§ PROBLEM TO SOLVE: In the listing below, locate the lines that hold "screenshot" and copy them.

§ RECORDS FOR PROCESSING:
____________________
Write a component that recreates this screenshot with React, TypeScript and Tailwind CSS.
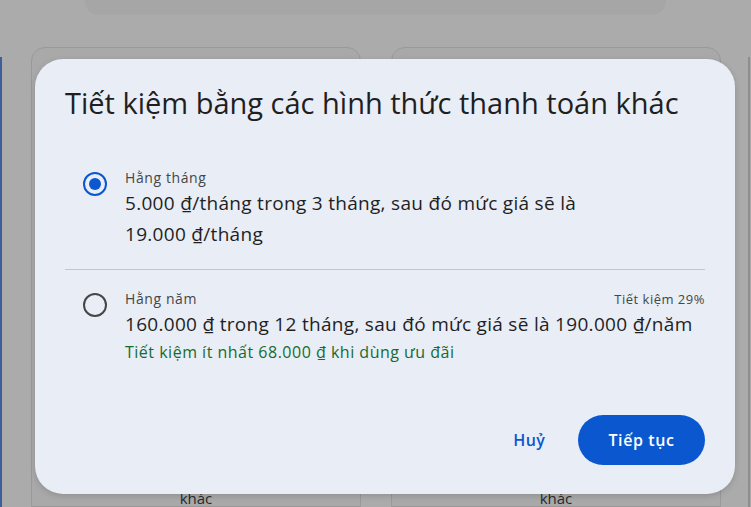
import React from "react";

export default function App() {
  const font = { fontFamily: "'Open Sans', 'Noto Sans', sans-serif" };
  return (
    <div className="relative w-[751px] h-[507px] overflow-hidden bg-[#ababab]" style={font}>
      {/* background page */}
      <div className="flex flex-col">
        <div className="mx-[85px] h-[15px] rounded-b-[14px] bg-[#a6a6a6]" />
        <div className="mt-[32px] flex gap-[30px] pl-[31px]">
          <div className="w-[330px] h-[460px] rounded-t-[14px] border border-[#999] bg-[#a9a9a9] flex flex-col justify-end items-center">
            <span className="text-[15px] text-[#2a2a2a] leading-[16px]">khác</span>
          </div>
          <div className="w-[330px] h-[460px] rounded-t-[14px] border border-[#999] bg-[#a9a9a9] flex flex-col justify-end items-center">
            <span className="text-[15px] text-[#2a2a2a] leading-[16px]">khác</span>
          </div>
        </div>
      </div>
      <div className="absolute left-0 top-[57px] bottom-0 w-[2px] bg-[#3f5f9a]" />
      <div className="absolute right-[1px] top-[57px] bottom-0 w-[2px] bg-[#8e8e8e]" />

      {/* dialog */}
      <div className="absolute left-[35px] top-[59px] w-[700px] h-[435px] rounded-[28px] bg-[#e9edf6] shadow-[0_2px_6px_rgba(0,0,0,0.15)] flex flex-col px-[30px] pt-[24px]">
        <h1 className="text-[29px] leading-[40px] text-[#1f1f1f] font-normal">
          Tiết kiệm bằng các hình thức thanh toán khác
        </h1>

        <div className="mt-[45px] flex gap-[18px] pb-[19px] border-b border-[#c4c7c5]">
          <div className="pt-[4px] pl-[18px]">
            <div className="w-[24px] h-[24px] rounded-full border-[2px] border-[#0b57d0] flex items-center justify-center">
              <div className="w-[12px] h-[12px] rounded-full bg-[#0b57d0]" />
            </div>
          </div>
          <div className="flex flex-col flex-1">
            <div className="text-[14px] leading-[20px] tracking-[0.6px] text-[#444746]">Hằng tháng</div>
            <div className="text-[19px] leading-[31px] tracking-[0.3px] text-[#1f1f1f]">
              5.000 ₫/tháng trong 3 tháng, sau đó mức giá sẽ là
              <br />
              19.000 ₫/tháng
            </div>
          </div>
        </div>

        <div className="mt-[19px] flex gap-[18px]">
          <div className="pt-[4px] pl-[18px]">
            <div className="w-[24px] h-[24px] rounded-full border-[2px] border-[#444746]" />
          </div>
          <div className="flex flex-col flex-1">
            <div className="flex justify-between items-center">
              <span className="text-[14px] leading-[20px] tracking-[0.6px] text-[#444746]">Hằng năm</span>
              <span className="text-[13px] leading-[20px] tracking-[0.5px] text-[#444746]">Tiết kiệm 29%</span>
            </div>
            <div className="text-[19px] leading-[31px] tracking-[0.3px] text-[#1f1f1f]">
              160.000 ₫ trong 12 tháng, sau đó mức giá sẽ là 190.000 ₫/năm
            </div>
            <div className="text-[16px] leading-[25px] tracking-[0.5px] text-[#146c2e]">
              Tiết kiệm ít nhất 68.000 ₫ khi dùng ưu đãi
            </div>
          </div>
        </div>

        <div className="mt-auto mb-[29px] flex justify-end items-center gap-[12px]">
          <button className="h-[50px] px-[21px] rounded-full text-[16px] font-semibold tracking-[0.3px] text-[#0b57d0]">Huỷ</button>
          <button className="h-[50px] w-[127px] rounded-full bg-[#0b57d0] text-[16px] font-semibold tracking-[0.6px] text-white">Tiếp tục</button>
        </div>
      </div>
    </div>
  );
}
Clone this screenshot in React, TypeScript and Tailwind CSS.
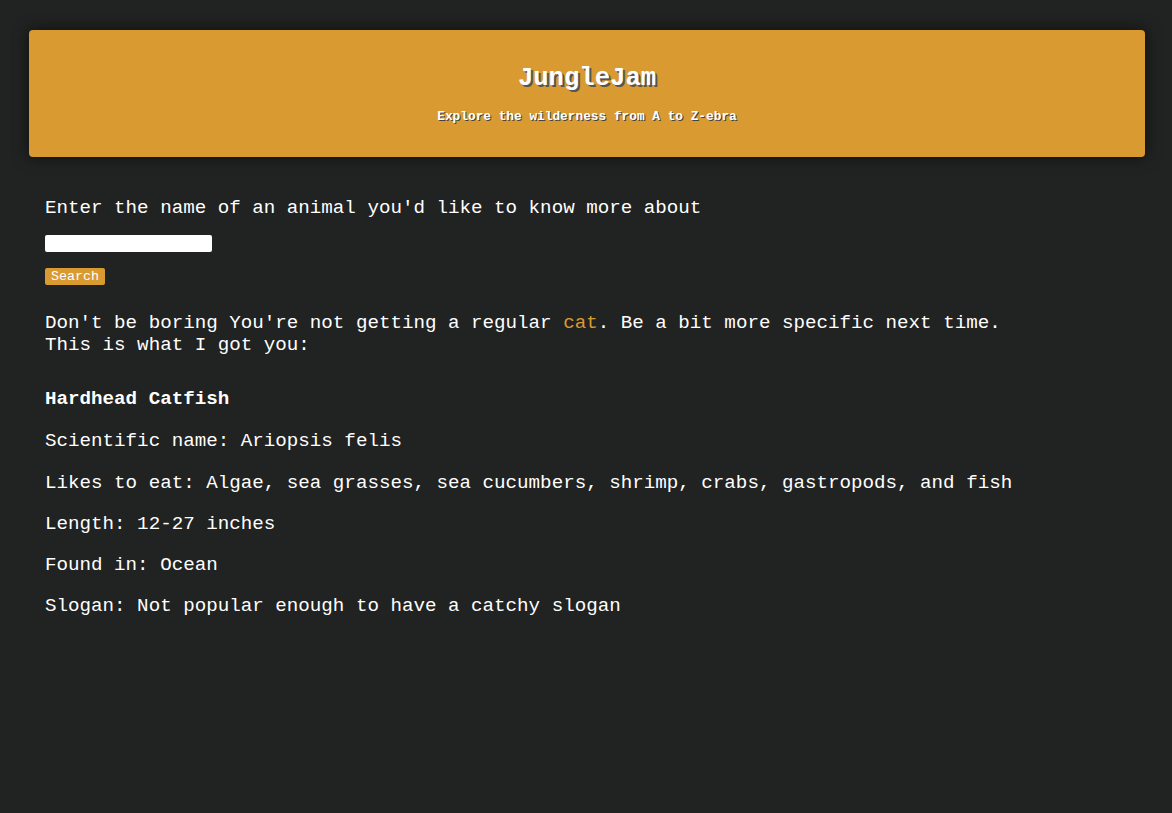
export default function App() {
  return (
    <div
      className="min-h-[813px] bg-[#212222] text-white pt-[30px]"
      style={{ fontFamily: '"Liberation Mono", "Courier New", monospace' }}
    >
      {/* Header */}
      <header className="ml-[29px] mr-[27px] h-[127px] rounded bg-[#d99a32] shadow-[0_0_16px_rgba(0,0,0,0.6)] flex flex-col items-center">
        <h1 className="mt-[34px] text-[25.6px] leading-[30px] font-bold [text-shadow:2px_2px_0_#555]">
          JungleJam
        </h1>
        <p className="mt-[15px] text-[12.8px] leading-[15px] font-bold [text-shadow:1px_1px_0_#444]">
          Explore the wilderness from A to Z-ebra
        </p>
      </header>

      {/* Content */}
      <main className="px-[45px] pt-[40px] text-[19.2px] leading-[22px]">
        <p>Enter the name of an animal you'd like to know more about</p>
        <input
          type="text"
          className="block mt-[16px] w-[167px] h-[17px] bg-white rounded-[2px] text-black text-xs outline-none"
        />
        <button className="block mt-[16px] h-[17px] px-[6px] bg-[#d99a32] rounded-[2px] text-[13.3px] leading-[15px] text-white">
          Search
        </button>

        <p className="mt-[27px]">
          Don't be boring You're not getting a regular{" "}
          <span className="text-[#d99a32]">cat</span>. Be a bit more specific next time.
          <br />
          This is what I got you:
        </p>

        <h2 className="mt-[32px] font-bold">Hardhead Catfish</h2>
        <p className="mt-[20px]">Scientific name: Ariopsis felis</p>
        <p className="mt-[20px]">
          Likes to eat: Algae, sea grasses, sea cucumbers, shrimp, crabs, gastropods, and fish
        </p>
        <p className="mt-[19px]">Length: 12-27 inches</p>
        <p className="mt-[19px]">Found in: Ocean</p>
        <p className="mt-[19px]">Slogan: Not popular enough to have a catchy slogan</p>
      </main>
    </div>
  );
}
____________________
§ EXERCISE OUTPUT:
Write a component that recreates this screenshot with React, TypeScript and Tailwind CSS.
Clone this screenshot in React, TypeScript and Tailwind CSS.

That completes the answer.